Related Work: Are you aware of any, or is there any prior work that you drew on to do your project?
- Please read and briefly summarize (no more than one paragraph) at least one paper/article/blog relevant to your topic beyond the paper you are re-implementing/novel idea you are researching.
  - Medium article: This article took a classification approach to implementing predictions of natural disasters like wildfires. This is different from ours in the sense that we are using a convolutional autoencoder on image data. They found ~90% accuracy with this approach, which was surprising, although we aren’t sure what 90% accuracy looks like for this kind of task.
- In this section, also include URLs to any public implementations you find of the paper you’re trying to implement. Please keep this as a “living list”–if you stumble across a new implementation later down the line, add it to this list.
Data: What data are you using (if any)?
- If you’re using a standard dataset (e.g. MNIST), you can just mention that briefly. Otherwise, say something more about where your data come from (especially if there’s anything interesting about how you will gather it).
  - The historical wildfire data are from the MOD14A1 V6 data set [1].
  - Topography data are from the Shuttle Radar Topography Mission (SRTM) [2].
  - Weather data are from the Gridded Surface Meteorological data set (GRIDMET) [3].
  - Drought data are from the GRIDMET Drought data set [4].
  - Vegetation data are from the NASA VIIRS Vegetation Indices (VNP13A1) data set [5].
  - Population density data are from the Gridded Population of World Version 4 (GPWv4) data set [6].
- How big is it? Will you need to do significant preprocessing?
  - 18,000 image samples taking up 4GBs. We will need to preprocess the data by clipping out extreme values. We need to set the previous fire mask at time t as data features and t+1 as data labels. Finally, we will need to augment the data.
Methodology: What is the architecture of your model?

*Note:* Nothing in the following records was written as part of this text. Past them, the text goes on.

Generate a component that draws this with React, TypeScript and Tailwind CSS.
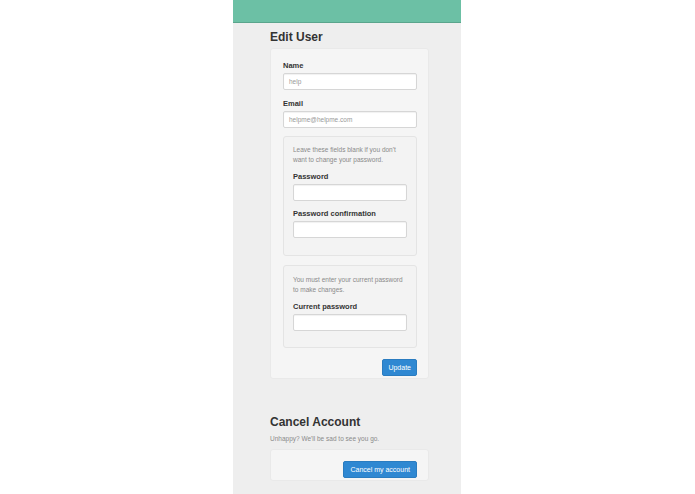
const Field = ({ label, value, narrow }: { label: string; value?: string; narrow?: boolean }) => (
    <div className="flex flex-col">
        <label className="text-[7.5px] font-bold text-[#333] leading-[9px] mb-[3px]">{label}</label>
        <div
            className={`h-[17px] bg-white border border-[#d6d6d6] rounded-[2px] shadow-[inset_0_1px_1px_rgba(0,0,0,0.06)] flex items-center px-[5px] text-[6.5px] text-[#999] font-light ${narrow ? "w-[114px]" : "w-[134px]"}`}
        >
            {value}
        </div>
    </div>
);

export default function App() {
    return (
        <div className="w-[695px] h-[494px] bg-white flex justify-center" style={{ fontFamily: '"Liberation Sans", Arial, sans-serif' }}>
            <div className="w-[228px] h-full bg-[#eeeeee] flex flex-col ml-[-1px]">
                <div className="h-[23px] bg-[#6cc0a5] border-b border-[#5aa58c] shrink-0" />

                <div className="pl-[37px] flex flex-col">
                    <h1 className="text-[12px] font-bold text-[#333] mt-[6px] leading-[16px]">Edit User</h1>

                    <div className="w-[159px] mt-[3px] bg-[#f5f5f5] border border-[#e9e9e9] rounded-[3px] pl-[12px] pr-[11px] pt-[12px] pb-[2px] flex flex-col">
                        <div className="flex flex-col gap-[9px]">
                            <Field label="Name" value="help" />
                            <Field label="Email" value="helpme@helpme.com" />
                        </div>

                        <div className="mt-[8px] w-[134px] bg-[#f3f3f3] border border-[#e4e4e4] rounded-[3px] px-[9px] pt-[8px] pb-[17px] flex flex-col">
                            <p className="text-[6.5px] text-[#8a8a8a] leading-[10px] font-light">
                                Leave these fields blank if you don't want to change your password.
                            </p>
                            <div className="mt-[7px] flex flex-col gap-[8px]">
                                <Field label="Password" narrow />
                                <Field label="Password confirmation" narrow />
                            </div>
                        </div>

                        <div className="mt-[9px] w-[134px] bg-[#f3f3f3] border border-[#e4e4e4] rounded-[3px] px-[9px] pt-[9px] pb-[16px] flex flex-col">
                            <p className="text-[6.5px] text-[#8a8a8a] leading-[10px] font-light">
                                You must enter your current password to make changes.
                            </p>
                            <div className="mt-[7px]">
                                <Field label="Current password" narrow />
                            </div>
                        </div>

                        <div className="flex justify-end mt-[11px]">
                            <button className="h-[17px] px-[5px] bg-[#2f88d2] border border-[#2a7cc0] rounded-[2px] text-white text-[7px] leading-none">
                                Update
                            </button>
                        </div>
                    </div>

                    <h2 className="text-[12px] font-bold text-[#333] mt-[35px] leading-[16px]">Cancel Account</h2>
                    <p className="text-[6.5px] text-[#8a8a8a] mt-[4px] leading-[9px] font-light">Unhappy? We'll be sad to see you go.</p>

                    <div className="w-[159px] mt-[6px] bg-[#f5f5f5] border border-[#e9e9e9] rounded-[3px] px-[11px] pt-[11px] pb-[2px] flex justify-end">
                        <button className="h-[17px] px-[6px] bg-[#2f88d2] border border-[#2a7cc0] rounded-[2px] text-white text-[7px] leading-none">
                            Cancel my account
                        </button>
                    </div>
                </div>
            </div>
        </div>
    );
}
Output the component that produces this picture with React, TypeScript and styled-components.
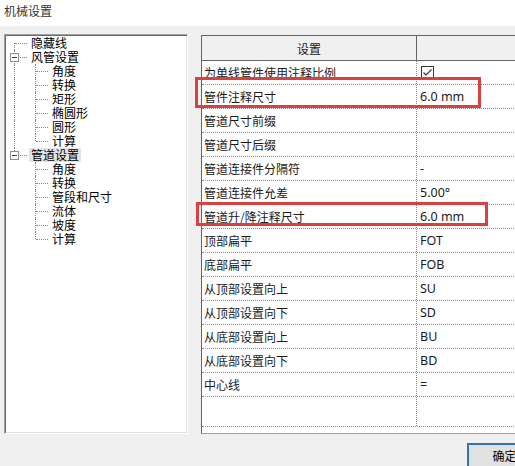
import React from "react";
import styled, { createGlobalStyle } from "styled-components";

const GlobalStyle = createGlobalStyle`
  html, body {
    margin: 0;
    padding: 0;
    width: 515px;
    height: 466px;
    overflow: hidden;
    background: #f0f0f0;
  }
`;

const Dialog = styled.div`
  width: 545px;
  height: 466px;
  display: flex;
  flex-direction: column;
  font-family: "Noto Sans CJK SC", "Noto Sans", sans-serif;
  color: #000;
`;

const TitleBar = styled.div`
  height: 26px;
  flex: none;
  background: #ffffff;
  padding-left: 4px;
  font-size: 12px;
  line-height: 22px;
  color: #333;
`;

const Body = styled.div`
  display: flex;
  align-items: flex-start;
  gap: 13px;
  padding: 8px 0 0 4px;
`;

const TreePanel = styled.div`
  box-sizing: border-box;
  width: 184px;
  height: 400px;
  flex: none;
  background: #fff;
  border: 1px solid;
  border-color: #a0a0a0 #ffffff #ffffff #a0a0a0;
  box-shadow: inset 1px 1px #696969, inset -1px -1px #e3e3e3;
  padding: 1px 0 0 1px;
`;

const TreeRow = styled.div`
  display: flex;
  align-items: center;
  height: 14px;
`;

type GutterKind = "blank" | "pipe" | "tee" | "elbow" | "first";

const Gutter = styled.span<{ $kind: GutterKind }>`
  position: relative;
  flex: none;
  width: 21px;
  height: 14px;

  &::before {
    content: "";
    display: ${(p) => (p.$kind === "blank" ? "none" : "block")};
    position: absolute;
    left: 8px;
    top: ${(p) => (p.$kind === "first" ? "7px" : "0")};
    bottom: ${(p) => (p.$kind === "elbow" ? "7px" : "0")};
    border-left: 1px dotted #8a8a8a;
  }

  &::after {
    content: "";
    display: ${(p) => (p.$kind === "blank" || p.$kind === "pipe" ? "none" : "block")};
    position: absolute;
    left: 9px;
    right: 0;
    top: 7px;
    border-top: 1px dotted #8a8a8a;
  }
`;

const ExpandBox = styled.span`
  position: absolute;
  z-index: 1;
  left: 4px;
  top: 3px;
  box-sizing: border-box;
  width: 9px;
  height: 9px;
  background: #fff;
  border: 1px solid #919191;

  &::before {
    content: "";
    position: absolute;
    left: 1px;
    right: 1px;
    top: 3px;
    border-top: 1px solid #3c3c3c;
  }
`;

const TreeLabel = styled.span<{ $selected?: boolean }>`
  margin-left: 2px;
  padding: 0 2px;
  font-size: 12px;
  line-height: 14px;
  height: 14px;
  white-space: nowrap;
  background: ${(p) => (p.$selected ? "#e3e3e3" : "transparent")};
`;

const GridPanel = styled.div`
  position: relative;
  box-sizing: border-box;
  flex: 1;
  height: 399px;
  margin-top: 1px;
  background: #fff;
  border: 1px solid;
  border-color: #646464 #e3e3e3 #a0a0a0 #646464;
`;

const HeaderRow = styled.div`
  display: grid;
  grid-template-columns: 215px 1fr;
  height: 25px;
  box-sizing: border-box;
  background: #f0f0f0;
  border-bottom: 1px solid #646464;
`;

const HeaderCell = styled.div<{ $last?: boolean }>`
  display: flex;
  align-items: center;
  justify-content: center;
  font-size: 12px;
  color: #1a1a1a;
  border-right: ${(p) => (p.$last ? "none" : "1px solid #646464")};
`;

const Row = styled.div<{ $height?: number }>`
  display: grid;
  grid-template-columns: 215px 1fr;
  box-sizing: border-box;
  height: ${(p) => p.$height ?? 24}px;
  border-bottom: 1px dotted #8a8a8a;
`;

const LabelCell = styled.div`
  display: flex;
  align-items: center;
  padding-left: 2px;
  font-size: 12px;
  color: #1a1a1a;
  white-space: nowrap;
  border-right: 1px dotted #8a8a8a;
`;

const ValueCell = styled.div`
  display: flex;
  align-items: center;
  padding-left: 3px;
  font-family: "Noto Sans", "Noto Sans CJK SC", sans-serif;
  font-size: 12.5px;
  color: #1a1a1a;
  white-space: nowrap;
`;

const Highlight = styled.div<{ $left: number; $top: number; $width: number; $height: number }>`
  position: absolute;
  box-sizing: border-box;
  left: ${(p) => p.$left}px;
  top: ${(p) => p.$top}px;
  width: ${(p) => p.$width}px;
  height: ${(p) => p.$height}px;
  border: 3px solid #d9403f;
  pointer-events: none;
`;

const Footer = styled.div`
  display: flex;
  justify-content: flex-end;
  padding: 9px 3px 0 0;
`;

const Button = styled.button`
  box-sizing: border-box;
  width: 75px;
  height: 25px;
  background: #e1e1e1;
  border: 2px solid #3474a9;
  font-family: "Noto Sans CJK SC", sans-serif;
  font-size: 12px;
  color: #000;
  padding: 0;
`;

const CheckBox = () => (
  <svg width="13" height="13" viewBox="0 0 13 13" style={{ marginLeft: 1 }}>
    <rect x="0.5" y="0.5" width="12" height="12" fill="#fff" stroke="#333" />
    <path d="M2.5 6.5 L5 9 L10.5 3.5" fill="none" stroke="#333" strokeWidth="1.2" />
  </svg>
);

type TreeNode = { label: string; selected?: boolean; children?: string[] };

const tree: TreeNode[] = [
  { label: "隐藏线" },
  { label: "风管设置", children: ["角度", "转换", "矩形", "椭圆形", "圆形", "计算"] },
  {
    label: "管道设置",
    selected: true,
    children: ["角度", "转换", "管段和尺寸", "流体", "坡度", "计算"],
  },
];

const settings: [string, React.ReactNode][] = [
  ["为单线管件使用注释比例", <CheckBox />],
  ["管件注释尺寸", "6.0 mm"],
  ["管道尺寸前缀", ""],
  ["管道尺寸后缀", ""],
  ["管道连接件分隔符", "-"],
  ["管道连接件允差", "5.00°"],
  ["管道升/降注释尺寸", "6.0 mm"],
  ["顶部扁平", "FOT"],
  ["底部扁平", "FOB"],
  ["从顶部设置向上", "SU"],
  ["从顶部设置向下", "SD"],
  ["从底部设置向上", "BU"],
  ["从底部设置向下", "BD"],
  ["中心线", "="],
];

const Tree = () => {
  const rows: React.ReactNode[] = [];
  tree.forEach((node, i) => {
    const isLast = i === tree.length - 1;
    const kind: GutterKind = i === 0 ? "first" : isLast ? "elbow" : "tee";
    rows.push(
      <TreeRow key={node.label}>
        <Gutter $kind={kind}>{node.children && <ExpandBox />}</Gutter>
        <TreeLabel $selected={node.selected}>{node.label}</TreeLabel>
      </TreeRow>
    );
    node.children?.forEach((child, j) => {
      const lastChild = j === node.children!.length - 1;
      rows.push(
        <TreeRow key={node.label + child}>
          <Gutter $kind={isLast ? "blank" : "pipe"} />
          <Gutter $kind={lastChild ? "elbow" : "tee"} />
          <TreeLabel>{child}</TreeLabel>
        </TreeRow>
      );
    });
  });
  return <TreePanel>{rows}</TreePanel>;
};

export default function App() {
  return (
    <>
      <GlobalStyle />
      <Dialog>
        <TitleBar>机械设置</TitleBar>
        <Body>
          <Tree />
          <GridPanel>
            <HeaderRow>
              <HeaderCell>设置</HeaderCell>
              <HeaderCell $last />
            </HeaderRow>
            {settings.map(([label, value]) => (
              <Row key={label}>
                <LabelCell>{label}</LabelCell>
                <ValueCell>{value}</ValueCell>
              </Row>
            ))}
            <Row $height={30}>
              <LabelCell />
              <ValueCell />
            </Row>
            <Highlight $left={-7} $top={41} $width={286} $height={31} />
            <Highlight $left={-6} $top={166} $width={292} $height={24} />
          </GridPanel>
        </Body>
        <Footer>
          <Button>确定</Button>
        </Footer>
      </Dialog>
    </>
  );
}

- How are you training the model?
  - The model architecture is that of a typical convolutional autoencoder: we have an encoder, a flatten layer, and then a decoder with dense layers and upsampling. Our model is different in the sense that the encoder uses Max Pooling ResBlocks, and the decoder uses Conv2D ResBlocks.
- If you are implementing an existing paper, detail what you think will be the hardest part about implementing the model here.
  - Using ResBlocks and working with accuracy in an autoencoder are two things we aren’t very experienced with, so those will probably be the hardest to implement.
- If you are doing something new, justify your design. Also note some backup ideas you may have to experiment with if you run into issues.
  - N/A
Metrics: What constitutes “success?”
- What experiments do you plan to run?
  - N/A
- For most of our assignments, we have looked at the accuracy of the model. Does the notion of “accuracy” apply for your project, or is some other metric more appropriate?
  - Since we are predicting images, we cannot use a traditional measure of accuracy. We will be using AUC-PR, as used in the paper.
- If you are implementing an existing project, detail what the authors of that paper were hoping to find and how they quantified the results of their model.
  - They used AUC-PR to measure the precision of their deep learning model and compared the results with 2 other machine learning models (random forest and logistic regression).
- If you are doing something new, explain how you will assess your model’s performance.
  - N/A
- What are your base, target, and stretch goals?
  - Base: get an autoencoder working, calculate some value for AUC PR, Precision, and Recall (our accuracy metrics)
  - Target: Implement similar or same structure as in paper with accuracy values approaching those in the paper.
  - Stretch: Change the architecture to get a higher AUC (PR) than existing paper
Ethics: Choose 2 of the following bullet points to discuss; not all questions will be relevant to all projects so try to pick questions where there’s interesting engagement with your project. (Remember that there’s not necessarily an ethical/unethical binary; rather, we want to encourage you to think critically about your problem setup.)
- What broader societal issues are relevant to your chosen problem space?
  - Climate change - wildfires produce aerosols harmful to the atmosphere and pollute the surrounding area, affecting hundreds of thousands of lives per year.
  - Worker efficiency - it takes lots of effort for workers to perform crucial tasks like preventing wildfires, so making their jobs easier and more effective is ideal. Also, working in dangerous areas like fire locations is harmful to workers’ health and should be minimized.
  - Trust of machine learning algorithms - for something important like wildfires, a machine learning model leading workers astray and wasting their time in the wrong areas could damage public trust of technology
- Who are the major “stakeholders” in this problem, and what are the consequences of mistakes made by your algorithm?
  - Everyone is a stakeholder because wildfires will affect the entire environment. If we make incorrect decisions using our algorithms, then a town might not be evacuated if the fire actually moves towards them. A less extreme issue could be that incorrect predictions would make fighting the fire more difficult. More generally, untackled wildfires will only contribute to climate change, harming all beings on the planet.
Division of labor: Briefly outline who will be responsible for which part(s) of the project.
- Each task will be completed collaboratively, or divided equally on a low-level if necessary. Specifically, this applies to preprocessing, architecture setup, AUC PR implementation, testing / debugging, and documentation.